But that’s probably not the only factor.

Another important factor could be that if you can start your squats fresh more often, you can work to improve technique. It is quite hard to perfect technique when in a fatigued state.  And if you’ve ever done a true 1RM attempt, you know that your technique needs to be perfect. Additionally, because you feel fresh more often when you squat, it’s probable you can produce more force on average. There are actually studies done by Häkkinen et al.[4] and Hartman et al.[5] that show improved neuromuscular activation when training more frequently.

What you should do

Today, the best lifters in Norway typical train 5-6 days a week, some even train two times a day. This is in stark contrast to current conventional wisdom and popular powerlifting programs. Admittedly, the Norwegians have only presented these findings at conferences, but haven’t submitted them to peer-reviewed journals, so I don’t have any more information about the program than I have given you in this article.
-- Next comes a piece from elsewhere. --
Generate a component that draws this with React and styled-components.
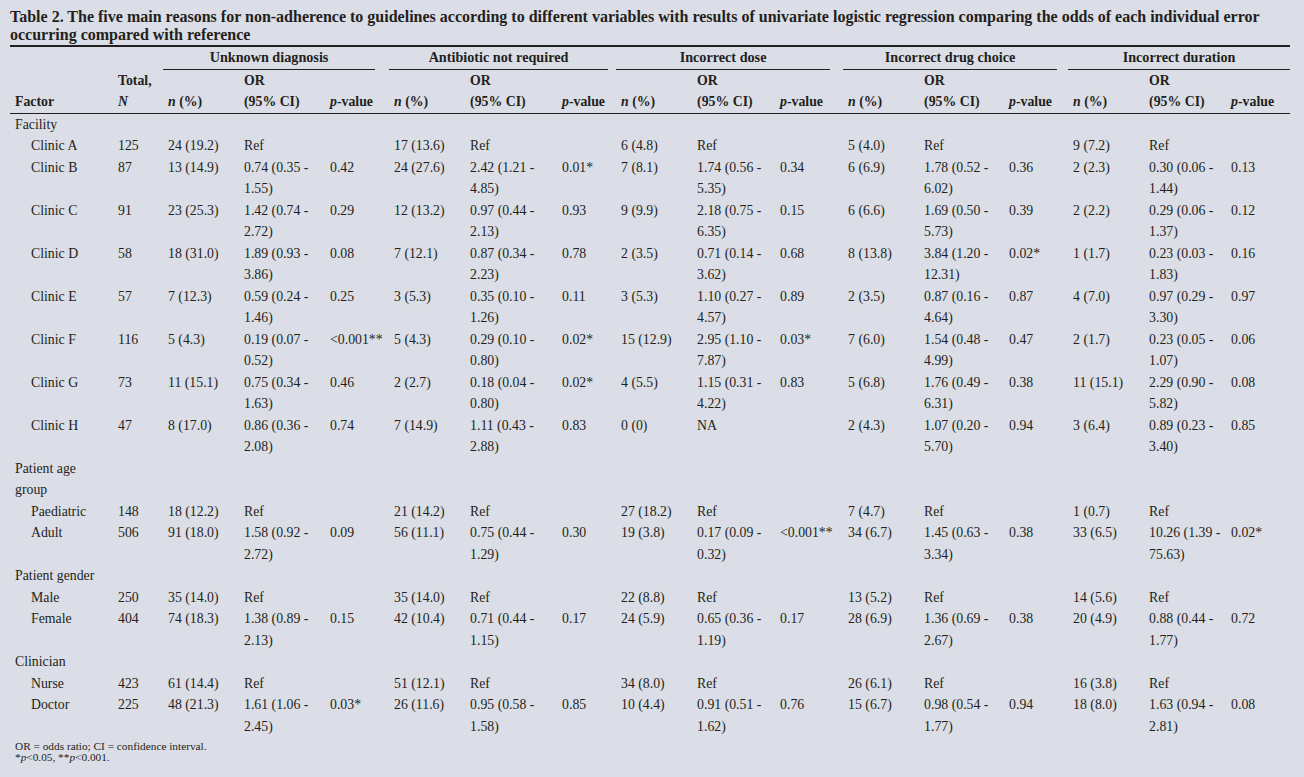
import React from 'react';
import styled, { createGlobalStyle } from 'styled-components';

const GlobalStyle = createGlobalStyle`
  html, body {
    margin: 0;
    padding: 0;
    background: #dbdee6;
  }
  body {
    font-family: "Liberation Serif", "Times New Roman", serif;
    color: #231f20;
  }
`;

const COLS = [103, 50, 76, 86, 64, 76, 92, 59, 76, 83, 68, 76, 85, 64, 76, 82, 64];

const GROUPS = [
  { name: 'Unknown diagnosis', gap: 14 },
  { name: 'Antibiotic not required', gap: 8 },
  { name: 'Incorrect dose', gap: 13 },
  { name: 'Incorrect drug choice', gap: 11 },
  { name: 'Incorrect duration', gap: 0 },
];

// label, N, then [n (%), OR (95% CI), p-value] for each of the five groups
const ROWS = [
  { label: 'Facility', section: true },
  { label: 'Clinic A', n: '125', g: [['24 (19.2)', 'Ref'], ['17 (13.6)', 'Ref'], ['6 (4.8)', 'Ref'], ['5 (4.0)', 'Ref'], ['9 (7.2)', 'Ref']] },
  { label: 'Clinic B', n: '87', g: [['13 (14.9)', '0.74 (0.35 -\n1.55)', '0.42'], ['24 (27.6)', '2.42 (1.21 -\n4.85)', '0.01*'], ['7 (8.1)', '1.74 (0.56 -\n5.35)', '0.34'], ['6 (6.9)', '1.78 (0.52 -\n6.02)', '0.36'], ['2 (2.3)', '0.30 (0.06 -\n1.44)', '0.13']] },
  { label: 'Clinic C', n: '91', g: [['23 (25.3)', '1.42 (0.74 -\n2.72)', '0.29'], ['12 (13.2)', '0.97 (0.44 -\n2.13)', '0.93'], ['9 (9.9)', '2.18 (0.75 -\n6.35)', '0.15'], ['6 (6.6)', '1.69 (0.50 -\n5.73)', '0.39'], ['2 (2.2)', '0.29 (0.06 -\n1.37)', '0.12']] },
  { label: 'Clinic D', n: '58', g: [['18 (31.0)', '1.89 (0.93 -\n3.86)', '0.08'], ['7 (12.1)', '0.87 (0.34 -\n2.23)', '0.78'], ['2 (3.5)', '0.71 (0.14 -\n3.62)', '0.68'], ['8 (13.8)', '3.84 (1.20 -\n12.31)', '0.02*'], ['1 (1.7)', '0.23 (0.03 -\n1.83)', '0.16']] },
  { label: 'Clinic E', n: '57', g: [['7 (12.3)', '0.59 (0.24 -\n1.46)', '0.25'], ['3 (5.3)', '0.35 (0.10 -\n1.26)', '0.11'], ['3 (5.3)', '1.10 (0.27 -\n4.57)', '0.89'], ['2 (3.5)', '0.87 (0.16 -\n4.64)', '0.87'], ['4 (7.0)', '0.97 (0.29 -\n3.30)', '0.97']] },
  { label: 'Clinic F', n: '116', g: [['5 (4.3)', '0.19 (0.07 -\n0.52)', '<0.001**'], ['5 (4.3)', '0.29 (0.10 -\n0.80)', '0.02*'], ['15 (12.9)', '2.95 (1.10 -\n7.87)', '0.03*'], ['7 (6.0)', '1.54 (0.48 -\n4.99)', '0.47'], ['2 (1.7)', '0.23 (0.05 -\n1.07)', '0.06']] },
  { label: 'Clinic G', n: '73', g: [['11 (15.1)', '0.75 (0.34 -\n1.63)', '0.46'], ['2 (2.7)', '0.18 (0.04 -\n0.80)', '0.02*'], ['4 (5.5)', '1.15 (0.31 -\n4.22)', '0.83'], ['5 (6.8)', '1.76 (0.49 -\n6.31)', '0.38'], ['11 (15.1)', '2.29 (0.90 -\n5.82)', '0.08']] },
  { label: 'Clinic H', n: '47', g: [['8 (17.0)', '0.86 (0.36 -\n2.08)', '0.74'], ['7 (14.9)', '1.11 (0.43 -\n2.88)', '0.83'], ['0 (0)', 'NA'], ['2 (4.3)', '1.07 (0.20 -\n5.70)', '0.94'], ['3 (6.4)', '0.89 (0.23 -\n3.40)', '0.85']] },
  { label: 'Patient age\ngroup', section: true },
  { label: 'Paediatric', n: '148', g: [['18 (12.2)', 'Ref'], ['21 (14.2)', 'Ref'], ['27 (18.2)', 'Ref'], ['7 (4.7)', 'Ref'], ['1 (0.7)', 'Ref']] },
  { label: 'Adult', n: '506', g: [['91 (18.0)', '1.58 (0.92 -\n2.72)', '0.09'], ['56 (11.1)', '0.75 (0.44 -\n1.29)', '0.30'], ['19 (3.8)', '0.17 (0.09 -\n0.32)', '<0.001**'], ['34 (6.7)', '1.45 (0.63 -\n3.34)', '0.38'], ['33 (6.5)', '10.26 (1.39 -\n75.63)', '0.02*']] },
  { label: 'Patient gender', section: true },
  { label: 'Male', n: '250', g: [['35 (14.0)', 'Ref'], ['35 (14.0)', 'Ref'], ['22 (8.8)', 'Ref'], ['13 (5.2)', 'Ref'], ['14 (5.6)', 'Ref']] },
  { label: 'Female', n: '404', g: [['74 (18.3)', '1.38 (0.89 -\n2.13)', '0.15'], ['42 (10.4)', '0.71 (0.44 -\n1.15)', '0.17'], ['24 (5.9)', '0.65 (0.36 -\n1.19)', '0.17'], ['28 (6.9)', '1.36 (0.69 -\n2.67)', '0.38'], ['20 (4.9)', '0.88 (0.44 -\n1.77)', '0.72']] },
  { label: 'Clinician', section: true },
  { label: 'Nurse', n: '423', g: [['61 (14.4)', 'Ref'], ['51 (12.1)', 'Ref'], ['34 (8.0)', 'Ref'], ['26 (6.1)', 'Ref'], ['16 (3.8)', 'Ref']] },
  { label: 'Doctor', n: '225', g: [['48 (21.3)', '1.61 (1.06 -\n2.45)', '0.03*'], ['26 (11.6)', '0.95 (0.58 -\n1.58)', '0.85'], ['10 (4.4)', '0.91 (0.51 -\n1.62)', '0.76'], ['15 (6.7)', '0.98 (0.54 -\n1.77)', '0.94'], ['18 (8.0)', '1.63 (0.94 -\n2.81)', '0.08']] },
];

function App() {
  return (
    <Page>
      <GlobalStyle />
      <Caption>
        Table 2. The five main reasons for non-adherence to guidelines according to different variables with results of univariate logistic regression comparing the odds of each individual error
        <br />
        occurring compared with reference
      </Caption>
      <Table>
        <colgroup>
          {COLS.map((w, i) => <col key={i} style={{ width: w }} />)}
        </colgroup>
        <thead>
          <tr>
            <Th />
            <Th />
            {GROUPS.map((grp) => (
              <Th key={grp.name} colSpan={3}>
                <GroupLine $gap={grp.gap}>{grp.name}</GroupLine>
              </Th>
            ))}
          </tr>
          <tr>
            <Th />
            <Th>Total,</Th>
            {GROUPS.map((grp) => (
              <React.Fragment key={grp.name}>
                <Th />
                <Th>OR</Th>
                <Th />
              </React.Fragment>
            ))}
          </tr>
          <LastHeadRow>
            <Th>Factor</Th>
            <Th><i>N</i></Th>
            {GROUPS.map((grp) => (
              <React.Fragment key={grp.name}>
                <Th><i>n</i> (%)</Th>
                <Th>(95% CI)</Th>
                <Th><i>p</i>-value</Th>
              </React.Fragment>
            ))}
          </LastHeadRow>
        </thead>
        <tbody>
          {ROWS.map((row) =>
            row.section ? (
              <tr key={row.label}>
                <Td>{row.label}</Td>
                <Td colSpan={16} />
              </tr>
            ) : (
              <tr key={row.label}>
                <Td $indent>{row.label}</Td>
                <Td>{row.n}</Td>
                {row.g.map((cell, i) => (
                  <React.Fragment key={i}>
                    <Td>{cell[0]}</Td>
                    <Td>{cell[1]}</Td>
                    <Td>{cell[2] || ''}</Td>
                  </React.Fragment>
                ))}
              </tr>
            )
          )}
        </tbody>
      </Table>
      <Notes>
        OR = odds ratio; CI = confidence interval.
        <br />
        *<i>p</i>&lt;0.05, **<i>p</i>&lt;0.001.
      </Notes>
    </Page>
  );
}

const Page = styled.div`
  padding: 8px 14px 0 10px;
  width: 1280px;
`;

const Caption = styled.div`
  font-size: 16px;
  font-weight: bold;
  line-height: 18px;
  margin-bottom: 1px;
  white-space: nowrap;
`;

const Table = styled.table`
  width: 1280px;
  table-layout: fixed;
  border-collapse: collapse;
  border-top: 2px solid #231f20;
  font-size: 13.8px;
  line-height: 21.5px;
`;

const Th = styled.th`
  text-align: left;
  font-weight: bold;
  padding: 0 0 0 5px;
  vertical-align: top;
  white-space: nowrap;
`;

const LastHeadRow = styled.tr`
  border-bottom: 1px solid #231f20;
`;

const GroupLine = styled.div`
  text-align: center;
  margin-left: -5px;
  margin-right: ${(p) => p.$gap}px;
  border-bottom: 1px solid #231f20;
  font-size: 14.2px;
`;

const Td = styled.td`
  padding: 0 0 0 ${(p) => (p.$indent ? 21 : 5)}px;
  vertical-align: top;
  white-space: pre-line;
`;

const Notes = styled.div`
  font-size: 11.3px;
  line-height: 11px;
  margin-top: 4px;
  padding-left: 5px;
`;

export default App;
Since workout volume is important for triggering muscle growth, it would be great to know the total volumes, for instance. But luckily for you, I can give you a few pointers. The typical Norwegian program has you doing some form of squatting and bench pressing every session. Variation mostly comes from switching up your stance, grip, and tempo. Deadlifts can be done about two times a week, alternating conventional and sumo for instance. Sometimes the frequency and volume of the deadlift is increased by adding some variations like block pulls or deficit deadlifts, or you can add some resistance bands. Furthermore, some basic assistance like OH presses and rows are included. Other than that, it’s dependant on individual strengths and weaknesses.

What now?

So there you have it. If you want to be bigger and stronger, you should try to divide your current training program into smaller, but more frequent sessions. It can skyrocket your strength and size. Just make sure to keep your intensity in check.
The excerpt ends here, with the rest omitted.